Il faut apprendre une Langue étrangere, pour connoître sa Littérature, & non pour la parler ou l’écrire. Celui qui sait bien sa propre Langue, est en état d’écrire ou du moins de distinguer dix à douze styles différens ; ce qu’il ne peut se promettre dans une autre Langue. Il faut au contraire se résoudre, quand on parle une Langue étrangere, à être sans finesse, sans grace, & souvent sans justesse.

On peut diviser la Nation Française en deux Classes, par rapport à leur Langue ; la premiere est de ceux qui connoissent les sources d’où elle a tiré ses richesses : l’autre est de ceux qui ne savent que le Français. Les uns & les autres ne voyent pas la Langue du même œil, & n’ont pas en fait de stylc les mêmes données.

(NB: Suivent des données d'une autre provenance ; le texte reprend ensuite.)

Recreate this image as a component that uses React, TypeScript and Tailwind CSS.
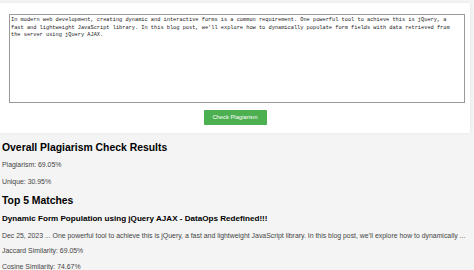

Page 60. Il n’est point d’Art ou de Profession.

La Religion Chrétienne qui ne s’est pas, comme celle des Grecs, intimément liée au Gouvernement & aux Institutions publiques, n’a pu annoblir, comme elle, une foule d’expressions. Ce sera toujours-là une des grandes causes de notre disette. L’Opera n’étant point une solemnité, ses Dieux ne sont pas ceux du peuple ; & si nous voulons un Ciel Poétique, il faut l’emprunter. Nos Ancêtres, avec leurs mysteres, commençoient bien comme les Grecs ; mais nos Magistrats qui n’étoient pas Prêtres, ne firent pas assez respecter cette Poésie Sacrée, & elle fut étouffée en germe par le ridicule.